Souhaiteriez-vous voir mise en place une cérémonie d’adieu aux animaux?
Peut-être. Prenons l’exemple des lipizzans de la célèbre École d’équitation espagnole à Vienne. Lorsqu’ils ne sont plus aptes aux spectacles, ils sont mis à la retraite. Au vu du nombre actuel d’animaux de laboratoire, une telle solution relève toutefois de l’utopie.

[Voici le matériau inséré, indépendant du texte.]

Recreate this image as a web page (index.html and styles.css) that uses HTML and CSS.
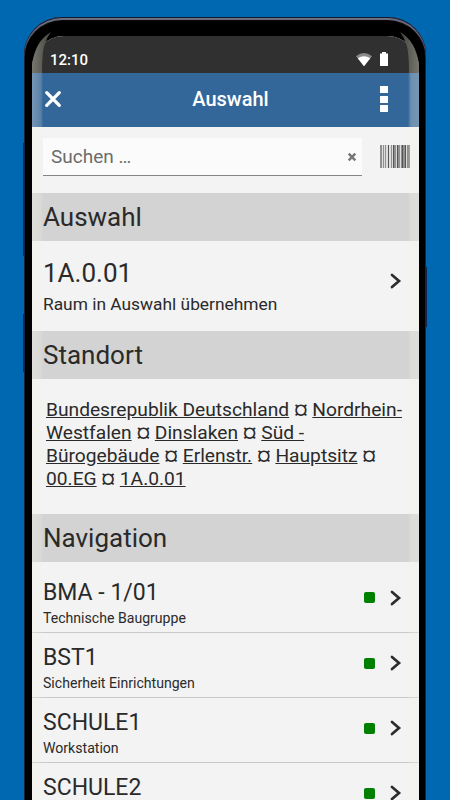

3R : innovation, implémentation et dialogue
Le Programme national de recherche « Advancing 3R – animaux, recherche et société » (PNR 79) veut contribuer à réduire de manière significative le nombre d’animaux de laboratoire et à améliorer leur bien-être. Il vise également à offrir une base de discussion commune aux partisan·es et aux opposant·es de l’expérimentation animale. Pour y parvenir, il s’articule en trois modules: Innovation, Implémentation et Éthique et société. Le dernier module fait l’objet d’une deuxième mise au concours compte tenu du faible nombre de projets soumis.
Le PNR a été mandaté par le Conseil fédéral. Les projets de recherche débuteront en mai 2022 pour une durée de cinq ans. Le programme est doté d’un budget de 20 millions de francs. La synthèse des résultats sera disponible en 2028.
20 millions de francs pour la recherche sur les 3R
En 2019, le FNS a consacré plus de 970 millions de francs à la recherche. Sur ce total, près de 140 millions sont allés à des projets comportant des expérimentations animales. Une grande partie de ces projets comprennent des recherches qui se passent d’animaux (voir épisode 1). En outre, le FNS encourage des projets 3R sans le mentionner spécifiquement (voir épisode 2). Le Centre de compétences 3R (3RCC) est un instrument d’encouragement spécifique pour la recherche 3R et pour l’amélioration de l’expérimentation animale. Le PNR et le 3RCC travaillent en étroite collaboration.